Messina e i suoi modi di dire: che scocciatura la ‘camurria’! Le origini della strana espressione tanto amata da Camilleri

StrettoWeb

“Che camurria!”, un’esclamazione immancabile nel vocabolario di ogni messinese e non solo: l’origine e il significato di tale espressione tanto cara ad Andrea Camilleri

Ci sono delle espressioni delle quali proprio non si può fare a meno. Esclamazioni che si adattano a tutti i contesti, parole che centrano sempre il bersaglio e c’entrano sempre, in ogni discorso. A Messina, e in generale un po’ in tutta la Sicilia, esiste una parola capace di racchiudere diverse sfumature di significato, descrivere alla perfezione molteplici situazioni e che sintetizza perfettamente uno degli stati d’animo più impellenti dell’essere umano, la seccatura: questa parola è “camurria”.

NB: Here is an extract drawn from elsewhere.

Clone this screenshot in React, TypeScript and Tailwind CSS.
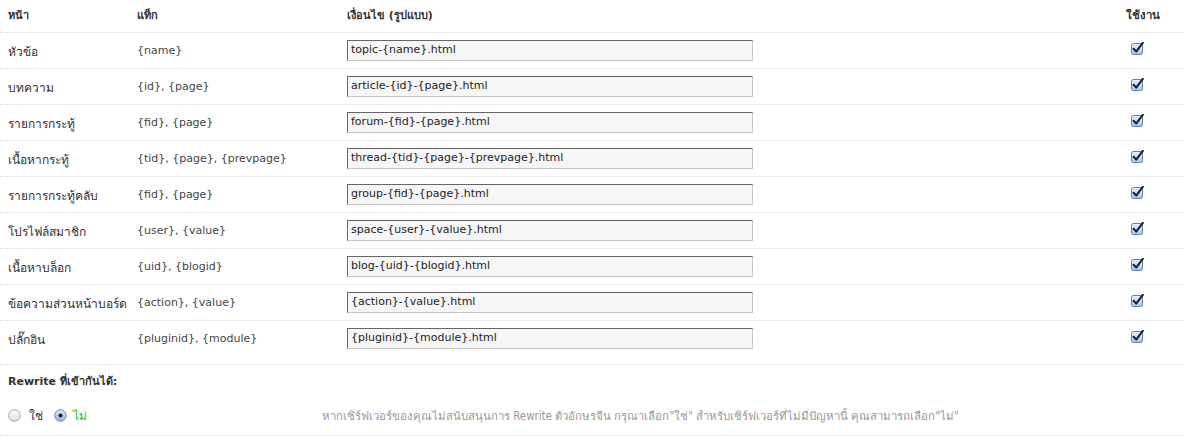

Origini e significato del termine “camurria”

Quando il messinese vuole dire a qualcuno che sta esagerando, che il suo comportamento è da vero rompiscatole o che la situazione che si è venuta a creare risulta davvero frustrante e fastidiosa, utilizza l’espressione “camurria”. Da essa derivano anche gli aggettivi “camurriusu e camurriusa” per un termine che si usa in maniera versatile sia al maschile che al femminile. La parola in questione è stata citata per la prima volta all’interno del dizionario siciliano-italiano del 1876: se ne indica la derivazione da “gonorrea” (malattia sessualmente trasmissibile) o dal toscano “camorro”, ossia “malanno”. C’è chi invece ne associa il termine a ‘camorra’, la mafia napoletana. Il motivo? Il ‘fastidio’ creato dagli sgherri della malavita alle fasce più povere della popolazione con ricatti e minacce, in maniera assillante. Secondo il “Devoto-Oli” del 1968, la parola deriverebbe da “morra”, ossia gregge, con il rinforzato “ca”. Addirittura ci sarebbe una similitudine con il Portoghese: nel dialetto minhoto infatti, “camurro” significa stupido.

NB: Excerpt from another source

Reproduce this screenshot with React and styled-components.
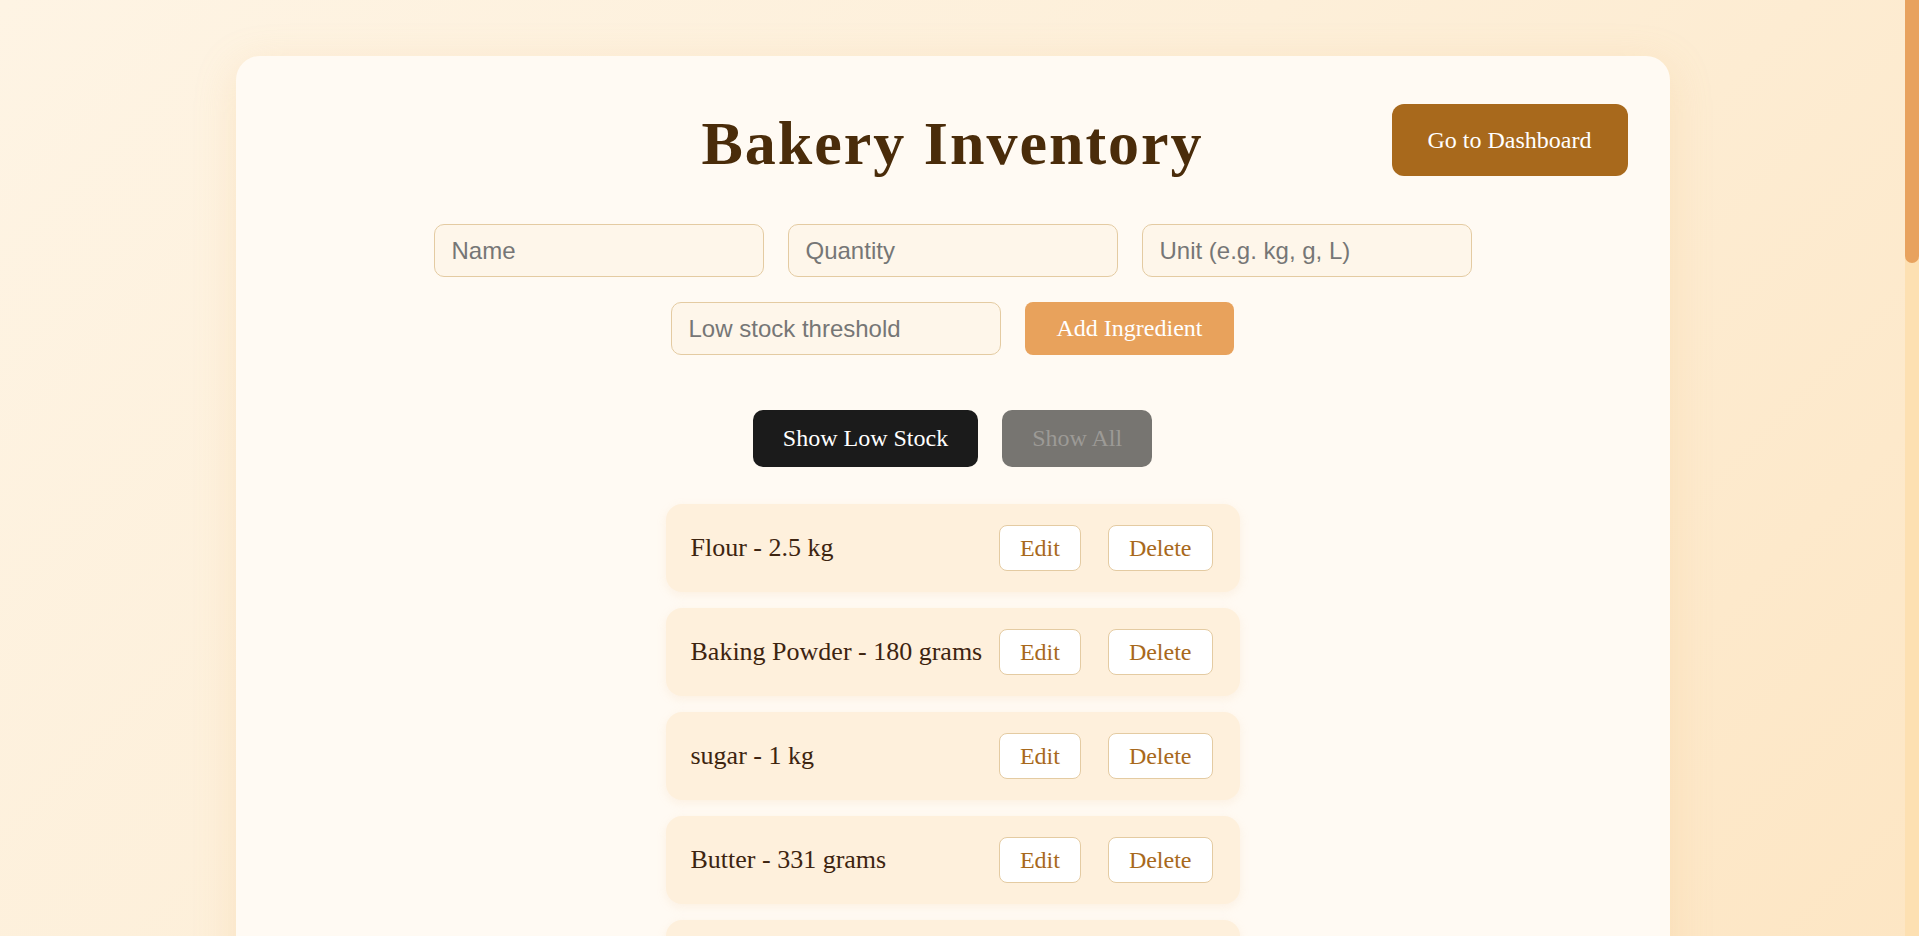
import React, { useState } from 'react';
import styled, { createGlobalStyle } from 'styled-components';

const GlobalStyle = createGlobalStyle`
  html, body {
    margin: 0;
    padding: 0;
  }
  body {
    background: linear-gradient(135deg, #fef4e4 0%, #fdefd9 45%, #fde6c4 100%);
    background-attachment: fixed;
    font-family: "Liberation Serif", "Times New Roman", serif;
  }
  ::-webkit-scrollbar {
    width: 14px;
  }
  ::-webkit-scrollbar-track {
    background: #fde0b2;
  }
  ::-webkit-scrollbar-thumb {
    background: #e8a25e;
    border-radius: 7px;
  }
`;

/* the page's scroll bar, painted over the right edge */
const ScrollTrack = styled.div`
  position: fixed;
  top: 0;
  right: 0;
  width: 14px;
  height: 100vh;
  background: #fde0b2;
`;

const ScrollThumb = styled.div`
  width: 14px;
  height: 263px;
  border-radius: 0 0 7px 7px;
  background: #e8a25e;
`;

const Page = styled.div`
  padding: 56px 14px 56px 0;
`;

const Card = styled.div`
  width: 1434px;
  margin: 0 auto;
  box-sizing: border-box;
  padding: 48px 42px 48px;
  background: #fffaf3;
  border-radius: 24px;
  box-shadow: 0 10px 40px rgba(240, 190, 120, 0.25);
`;

const Header = styled.div`
  display: grid;
  grid-template-columns: 1fr auto 1fr;
  align-items: center;
`;

const Title = styled.h1`
  grid-column: 2;
  margin: 0;
  font-family: "Liberation Serif", "Times New Roman", serif;
  font-size: 62px;
  font-weight: bold;
  letter-spacing: 2px;
  color: #4a2c0a;
  position: relative;
  top: 3px;
`;

const DashButton = styled.button`
  grid-column: 3;
  justify-self: end;
  height: 72px;
  padding: 0 36px;
  border: none;
  border-radius: 12px;
  background: #a8691c;
  color: #fff;
  font-family: "Liberation Serif", "Times New Roman", serif;
  font-size: 24px;
  cursor: pointer;
`;

const Form = styled.div`
  max-width: 1100px;
  margin: 48px auto 0;
  display: flex;
  flex-wrap: wrap;
  justify-content: center;
  gap: 25px 24px;
`;

const Input = styled.input`
  width: 330px;
  height: 53px;
  box-sizing: border-box;
  padding: 0 17px;
  border: 1px solid #e4cba2;
  border-radius: 10px;
  background: #fef6ea;
  font-family: "Liberation Sans", Arial, sans-serif;
  font-size: 24px;
  color: #3d2410;
  outline: none;
  &::placeholder {
    color: #767676;
  }
`;

const AddButton = styled.button`
  height: 53px;
  padding: 0 32px;
  border: none;
  border-radius: 8px;
  background: #e8a25c;
  color: #fff;
  font-family: "Liberation Serif", "Times New Roman", serif;
  font-size: 24px;
  cursor: pointer;
`;

const Filters = styled.div`
  display: flex;
  justify-content: center;
  gap: 24px;
  margin-top: 55px;
`;

const FilterButton = styled.button`
  height: 57px;
  padding: 0 30px;
  border: none;
  border-radius: 10px;
  background: ${p => (p.$active ? '#1b1b1b' : '#777571')};
  color: ${p => (p.$active ? '#ffffff' : '#9c9a96')};
  font-family: "Liberation Serif", "Times New Roman", serif;
  font-size: 24px;
  cursor: pointer;
`;

const List = styled.ul`
  list-style: none;
  margin: 37px 0 0;
  padding: 0;
  display: flex;
  flex-direction: column;
  align-items: center;
  gap: 16px;
`;

const Item = styled.li`
  width: 574px;
  box-sizing: border-box;
  height: 88px;
  padding: 0 27px 0 25px;
  display: flex;
  align-items: center;
  justify-content: space-between;
  background: #fef0dc;
  border-radius: 16px;
  box-shadow: 0 3px 10px rgba(240, 200, 150, 0.18);
`;

const ItemText = styled.span`
  font-family: "Liberation Serif", "Times New Roman", serif;
  font-size: 26px;
  color: #3d2410;
`;

const Actions = styled.div`
  display: flex;
  gap: 27px;
`;

const SmallButton = styled.button`
  height: 46px;
  padding: 0 20px;
  background: #ffffff;
  border: 1px solid #e4cba2;
  border-radius: 8px;
  color: #a8691c;
  font-family: "Liberation Serif", "Times New Roman", serif;
  font-size: 24px;
  cursor: pointer;
`;

const initialItems = [
  'Flour - 2.5 kg',
  'Baking Powder - 180 grams',
  'sugar - 1 kg',
  'Butter - 331 grams',
  'Eggs - 24 pcs',
  'Milk - 2 L',
  'Yeast - 50 grams',
  'Salt - 500 grams',
  'Vanilla Extract - 100 ml',
  'Cocoa Powder - 400 grams',
  'Brown Sugar - 750 grams',
  'Cream Cheese - 2 kg',
  'Chocolate Chips - 600 g',
  'Heavy Cream - 1 L',
  'Cinnamon - 80 grams',
  'Honey - 500 ml',
  'Almonds - 300 grams',
  'Walnuts - 250 grams',
  'Raisins - 400 grams',
  'Icing Sugar - 1.2 kg',
  'Oats - 900 grams',
  'Lemon Zest - 60 grams',
  'Baking Soda - 200 grams',
  'Cornstarch - 350 grams',
  'Strawberry Jam - 1 kg',
  'Wheat Flour - 3 kg',
];

export default function App() {
  const [items] = useState(initialItems);
  const [lowOnly, setLowOnly] = useState(false);

  return (
    <Page>
      <GlobalStyle />
      <Card>
        <Header>
          <Title>Bakery Inventory</Title>
          <DashButton>Go to Dashboard</DashButton>
        </Header>

        <Form>
          <Input placeholder="Name" />
          <Input placeholder="Quantity" />
          <Input placeholder="Unit (e.g. kg, g, L)" />
          <Input placeholder="Low stock threshold" />
          <AddButton>Add Ingredient</AddButton>
        </Form>

        <Filters>
          <FilterButton $active onClick={() => setLowOnly(true)}>Show Low Stock</FilterButton>
          <FilterButton onClick={() => setLowOnly(false)}>Show All</FilterButton>
        </Filters>

        <List>
          {items.map(name => (
            <Item key={name}>
              <ItemText>{name}</ItemText>
              <Actions>
                <SmallButton>Edit</SmallButton>
                <SmallButton>Delete</SmallButton>
              </Actions>
            </Item>
          ))}
        </List>
      </Card>
      <ScrollTrack>
        <ScrollThumb />
      </ScrollTrack>
    </Page>
  );
}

Lo scrittore Andrea Camilleri, padre del mitico ‘Montalbano’, ha sempre attinto a piene mani dalla cultura e dalla lingua siciliana per le sue opere. In un intervento sul Corriere della Sera Magazine datato settembre 2008, Camilleri ha descritto così la tanto amata/odiata “camurria”:forse è la parola più spesso usata e anche pensata ma non detta per ragioni di civile comportamento da chi sta scrivendo questo lemma, tanto che una sua nipotina, appena cominciò a parlare, oltre a mamma, disse distintamente “camurria” pur non essendo siciliana. Accrescitivi sono: “gran camurria” e “grannissima camurria”, frequente è anche “granni e grannissima camurria”. Il massimo è costituito dalla composizione “grannissima camurria buttana”. Qui si ricorda la variante introdotta dal barone Logreco in punto di morte: “Il munno è ‘na grannissima camurria buttana e ‘mpistata”, dove, ‘mpistata equivalendo a leutica, veniva realizzato un felice ritorno del termine a una delle supposte origini“.